I am not taking into account (because they are not worth notice) a great many papers which blunder along, being controlled and edited by men as ignorant as horses, who do not even know that there is such a thing in the world as a labor question or a land question, and who are unable to perceive any difference between a good government and a bad one.
Moreover, you find a paper now and then which is a congenital liar, reflecting exactly the mental perversity of the man or group dominating it. These papers are rare.
Barring the absurd pretensions of the Press, it is not such a bad institution as capitalistic or profit-making institutions go. A reader who knows that a certain newspaper is an advocate, paid or otherwise, of certain interests is forearmed and will not be seriously corrupted by what he reads in that particular paper.
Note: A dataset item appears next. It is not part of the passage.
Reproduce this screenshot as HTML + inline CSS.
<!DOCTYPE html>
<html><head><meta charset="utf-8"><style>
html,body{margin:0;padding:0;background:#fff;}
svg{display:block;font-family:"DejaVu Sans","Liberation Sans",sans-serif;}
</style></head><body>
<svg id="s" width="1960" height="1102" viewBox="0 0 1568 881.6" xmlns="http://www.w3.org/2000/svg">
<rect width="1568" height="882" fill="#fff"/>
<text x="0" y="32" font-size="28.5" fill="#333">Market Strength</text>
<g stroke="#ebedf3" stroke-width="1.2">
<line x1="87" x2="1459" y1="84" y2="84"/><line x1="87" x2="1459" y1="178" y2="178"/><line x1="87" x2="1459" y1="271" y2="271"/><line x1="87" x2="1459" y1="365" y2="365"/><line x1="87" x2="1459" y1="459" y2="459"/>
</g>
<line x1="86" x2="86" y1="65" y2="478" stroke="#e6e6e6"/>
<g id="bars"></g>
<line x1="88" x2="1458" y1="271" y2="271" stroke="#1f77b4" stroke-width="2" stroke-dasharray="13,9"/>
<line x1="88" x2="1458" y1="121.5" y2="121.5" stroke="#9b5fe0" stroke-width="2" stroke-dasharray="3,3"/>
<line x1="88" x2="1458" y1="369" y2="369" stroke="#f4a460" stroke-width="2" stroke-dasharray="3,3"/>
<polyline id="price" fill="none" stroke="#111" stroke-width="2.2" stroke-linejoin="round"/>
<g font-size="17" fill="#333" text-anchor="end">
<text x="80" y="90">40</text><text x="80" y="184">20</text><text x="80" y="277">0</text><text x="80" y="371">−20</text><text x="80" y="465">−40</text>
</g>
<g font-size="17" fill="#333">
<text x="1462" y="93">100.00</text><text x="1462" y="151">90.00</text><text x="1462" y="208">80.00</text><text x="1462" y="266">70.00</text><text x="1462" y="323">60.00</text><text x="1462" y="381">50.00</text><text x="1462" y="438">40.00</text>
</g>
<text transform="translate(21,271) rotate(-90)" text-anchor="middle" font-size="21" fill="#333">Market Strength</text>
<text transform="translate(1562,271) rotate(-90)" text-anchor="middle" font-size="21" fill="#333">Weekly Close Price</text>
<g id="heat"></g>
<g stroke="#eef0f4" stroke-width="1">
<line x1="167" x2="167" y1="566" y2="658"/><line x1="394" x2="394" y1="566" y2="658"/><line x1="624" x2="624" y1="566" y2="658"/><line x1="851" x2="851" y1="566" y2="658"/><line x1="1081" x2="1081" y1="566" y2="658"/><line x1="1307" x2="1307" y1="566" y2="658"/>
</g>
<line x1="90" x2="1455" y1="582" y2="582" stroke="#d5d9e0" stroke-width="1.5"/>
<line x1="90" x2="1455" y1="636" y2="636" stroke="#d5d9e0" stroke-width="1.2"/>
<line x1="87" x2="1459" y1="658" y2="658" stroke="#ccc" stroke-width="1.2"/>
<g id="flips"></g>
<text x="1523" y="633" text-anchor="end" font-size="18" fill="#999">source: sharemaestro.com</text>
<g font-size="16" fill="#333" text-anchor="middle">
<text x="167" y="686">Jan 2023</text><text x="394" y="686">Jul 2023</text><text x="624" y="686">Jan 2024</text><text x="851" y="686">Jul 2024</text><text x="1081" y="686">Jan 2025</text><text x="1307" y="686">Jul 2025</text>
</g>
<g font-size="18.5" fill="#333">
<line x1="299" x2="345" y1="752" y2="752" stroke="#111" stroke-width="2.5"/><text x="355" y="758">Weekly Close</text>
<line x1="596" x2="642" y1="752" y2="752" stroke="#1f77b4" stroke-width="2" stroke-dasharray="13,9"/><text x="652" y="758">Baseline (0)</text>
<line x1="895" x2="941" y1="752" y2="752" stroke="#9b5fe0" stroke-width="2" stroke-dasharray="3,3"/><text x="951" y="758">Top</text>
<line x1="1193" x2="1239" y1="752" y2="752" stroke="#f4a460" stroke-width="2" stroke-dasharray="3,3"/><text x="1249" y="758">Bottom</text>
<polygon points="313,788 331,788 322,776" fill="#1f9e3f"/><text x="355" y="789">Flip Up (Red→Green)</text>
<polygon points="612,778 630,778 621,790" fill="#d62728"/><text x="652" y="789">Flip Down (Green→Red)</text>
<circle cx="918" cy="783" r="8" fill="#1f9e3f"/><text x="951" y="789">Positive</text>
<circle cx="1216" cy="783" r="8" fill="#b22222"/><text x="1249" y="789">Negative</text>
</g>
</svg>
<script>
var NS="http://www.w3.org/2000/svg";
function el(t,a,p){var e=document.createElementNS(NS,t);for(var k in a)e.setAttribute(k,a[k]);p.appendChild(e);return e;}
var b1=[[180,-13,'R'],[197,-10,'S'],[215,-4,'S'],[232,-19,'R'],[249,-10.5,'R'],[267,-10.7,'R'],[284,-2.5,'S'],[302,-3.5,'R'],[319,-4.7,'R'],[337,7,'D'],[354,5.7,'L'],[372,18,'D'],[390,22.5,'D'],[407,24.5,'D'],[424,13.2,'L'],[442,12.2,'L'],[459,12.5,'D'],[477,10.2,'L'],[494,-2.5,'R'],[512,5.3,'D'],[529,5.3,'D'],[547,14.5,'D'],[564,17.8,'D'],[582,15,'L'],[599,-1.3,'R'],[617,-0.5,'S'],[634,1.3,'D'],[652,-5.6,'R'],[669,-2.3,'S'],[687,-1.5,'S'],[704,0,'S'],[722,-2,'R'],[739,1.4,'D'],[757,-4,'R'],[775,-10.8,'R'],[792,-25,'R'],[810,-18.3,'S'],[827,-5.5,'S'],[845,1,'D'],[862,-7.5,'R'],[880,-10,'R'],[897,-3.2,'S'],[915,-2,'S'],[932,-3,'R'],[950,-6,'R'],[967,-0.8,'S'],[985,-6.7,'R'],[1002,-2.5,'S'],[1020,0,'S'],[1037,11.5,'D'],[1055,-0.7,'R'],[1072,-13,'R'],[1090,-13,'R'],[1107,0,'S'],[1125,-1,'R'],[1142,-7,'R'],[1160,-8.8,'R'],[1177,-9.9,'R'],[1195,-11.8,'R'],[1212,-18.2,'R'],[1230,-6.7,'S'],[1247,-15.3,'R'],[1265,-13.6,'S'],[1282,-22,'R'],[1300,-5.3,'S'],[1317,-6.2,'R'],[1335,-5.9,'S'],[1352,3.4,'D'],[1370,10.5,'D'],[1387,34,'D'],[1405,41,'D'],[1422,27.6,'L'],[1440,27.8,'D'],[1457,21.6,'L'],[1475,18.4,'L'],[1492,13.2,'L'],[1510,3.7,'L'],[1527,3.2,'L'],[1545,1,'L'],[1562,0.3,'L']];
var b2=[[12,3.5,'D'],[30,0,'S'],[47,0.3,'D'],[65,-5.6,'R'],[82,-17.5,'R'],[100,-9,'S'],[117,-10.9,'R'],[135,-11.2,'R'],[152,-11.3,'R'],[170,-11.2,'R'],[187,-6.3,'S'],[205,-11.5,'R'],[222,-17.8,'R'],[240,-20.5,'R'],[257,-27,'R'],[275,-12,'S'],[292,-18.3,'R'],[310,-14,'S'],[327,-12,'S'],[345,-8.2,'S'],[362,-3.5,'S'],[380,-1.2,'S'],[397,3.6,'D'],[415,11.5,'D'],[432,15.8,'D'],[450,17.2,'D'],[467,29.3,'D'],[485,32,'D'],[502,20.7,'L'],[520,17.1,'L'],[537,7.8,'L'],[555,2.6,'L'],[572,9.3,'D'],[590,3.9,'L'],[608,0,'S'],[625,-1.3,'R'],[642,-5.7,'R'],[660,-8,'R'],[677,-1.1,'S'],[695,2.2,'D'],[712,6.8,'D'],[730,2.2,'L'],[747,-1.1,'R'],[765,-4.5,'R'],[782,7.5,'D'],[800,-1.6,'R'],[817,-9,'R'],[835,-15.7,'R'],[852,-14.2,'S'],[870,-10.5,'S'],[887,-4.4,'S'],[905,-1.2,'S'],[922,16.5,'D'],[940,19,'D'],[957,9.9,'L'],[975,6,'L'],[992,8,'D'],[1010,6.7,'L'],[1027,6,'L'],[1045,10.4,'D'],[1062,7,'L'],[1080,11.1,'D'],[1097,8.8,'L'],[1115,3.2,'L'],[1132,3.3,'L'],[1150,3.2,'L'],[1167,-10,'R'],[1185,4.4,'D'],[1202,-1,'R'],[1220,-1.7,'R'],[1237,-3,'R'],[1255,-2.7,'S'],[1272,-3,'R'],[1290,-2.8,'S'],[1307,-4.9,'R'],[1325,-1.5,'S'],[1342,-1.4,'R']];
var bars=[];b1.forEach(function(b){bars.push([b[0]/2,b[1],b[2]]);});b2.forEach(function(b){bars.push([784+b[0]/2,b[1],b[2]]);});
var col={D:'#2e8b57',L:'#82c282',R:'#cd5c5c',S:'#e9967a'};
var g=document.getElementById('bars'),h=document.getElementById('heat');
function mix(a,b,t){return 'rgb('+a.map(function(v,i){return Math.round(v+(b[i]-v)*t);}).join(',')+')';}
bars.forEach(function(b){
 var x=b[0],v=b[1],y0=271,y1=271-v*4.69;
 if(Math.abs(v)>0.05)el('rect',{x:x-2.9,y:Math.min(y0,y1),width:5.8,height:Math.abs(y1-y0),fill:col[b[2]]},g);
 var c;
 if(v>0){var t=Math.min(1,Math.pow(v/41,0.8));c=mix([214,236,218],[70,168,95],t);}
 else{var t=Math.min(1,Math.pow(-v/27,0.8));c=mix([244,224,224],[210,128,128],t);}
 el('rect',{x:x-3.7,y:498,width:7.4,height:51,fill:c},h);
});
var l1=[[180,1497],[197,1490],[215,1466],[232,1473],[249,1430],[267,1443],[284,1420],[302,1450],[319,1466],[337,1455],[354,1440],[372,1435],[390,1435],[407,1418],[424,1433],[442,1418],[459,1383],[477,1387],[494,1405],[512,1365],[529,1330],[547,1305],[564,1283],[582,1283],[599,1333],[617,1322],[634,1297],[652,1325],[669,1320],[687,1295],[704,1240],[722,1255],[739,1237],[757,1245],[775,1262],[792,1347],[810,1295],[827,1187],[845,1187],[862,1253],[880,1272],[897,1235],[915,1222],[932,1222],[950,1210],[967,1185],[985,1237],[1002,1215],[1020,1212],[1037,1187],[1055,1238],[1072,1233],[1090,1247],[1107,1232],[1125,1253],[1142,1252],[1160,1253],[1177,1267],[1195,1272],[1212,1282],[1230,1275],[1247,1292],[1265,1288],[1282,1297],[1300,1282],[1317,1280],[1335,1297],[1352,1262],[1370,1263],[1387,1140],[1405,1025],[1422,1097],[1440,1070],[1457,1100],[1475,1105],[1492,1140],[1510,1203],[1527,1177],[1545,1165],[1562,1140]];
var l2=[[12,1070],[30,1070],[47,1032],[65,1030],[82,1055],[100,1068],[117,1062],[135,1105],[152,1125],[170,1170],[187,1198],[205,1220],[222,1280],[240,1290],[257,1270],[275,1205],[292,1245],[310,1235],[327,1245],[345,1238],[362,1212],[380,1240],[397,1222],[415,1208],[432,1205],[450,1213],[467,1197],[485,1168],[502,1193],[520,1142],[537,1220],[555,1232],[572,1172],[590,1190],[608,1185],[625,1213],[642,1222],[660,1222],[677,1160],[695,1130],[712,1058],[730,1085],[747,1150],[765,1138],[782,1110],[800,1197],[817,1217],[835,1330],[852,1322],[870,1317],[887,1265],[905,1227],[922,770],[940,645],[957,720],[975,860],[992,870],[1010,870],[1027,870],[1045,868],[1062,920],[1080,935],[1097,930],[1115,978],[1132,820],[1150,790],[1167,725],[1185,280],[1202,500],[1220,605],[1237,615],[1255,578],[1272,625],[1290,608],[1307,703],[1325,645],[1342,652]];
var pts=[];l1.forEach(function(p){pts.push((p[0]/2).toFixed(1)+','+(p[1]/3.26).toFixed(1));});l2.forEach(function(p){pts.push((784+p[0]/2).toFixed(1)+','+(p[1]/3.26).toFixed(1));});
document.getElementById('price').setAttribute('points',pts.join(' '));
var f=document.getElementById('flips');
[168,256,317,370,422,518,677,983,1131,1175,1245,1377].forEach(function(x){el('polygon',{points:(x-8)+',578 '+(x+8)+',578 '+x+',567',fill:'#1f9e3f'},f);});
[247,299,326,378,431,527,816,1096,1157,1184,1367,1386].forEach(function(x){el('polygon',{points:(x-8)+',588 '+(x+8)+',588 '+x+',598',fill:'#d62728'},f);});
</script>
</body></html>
Instead of howling like a whipped cur under the lash of Sinclair and others, let the individual paper frankly admit that its policy is thus and so, and let it announce that its readers may expect to find it its news-columns, just as in its editorial-columns, an interpretation of news in accordance with its policy, and much of the criticism of the Press will fall down. It’s the collection-plate passing rogue that we abominate—the others may be fairly good fellows.
I beg to submit a few sample slogans for newspapers which want to be honest:
“All the News We Dare to Print.”
“The Boss of This Paper Is a Lumber King. We Believe in Lumber.”
“All the News Not Offensive to Advertisers.”
“We Sell Space Not News.”
”News Is Like Gold—It Must Be Alloyed to Make Money.”
“To Hell with Radicals.”
Roy Bedichek
It’s a pity it took me so long to find this book was truly a hidden gem and not merely a scholarly paperweight, but now I have discovered it, I’ll be coming back to it again.
Hastur should watch for Klamath Falls for the ancient shark. Fnord.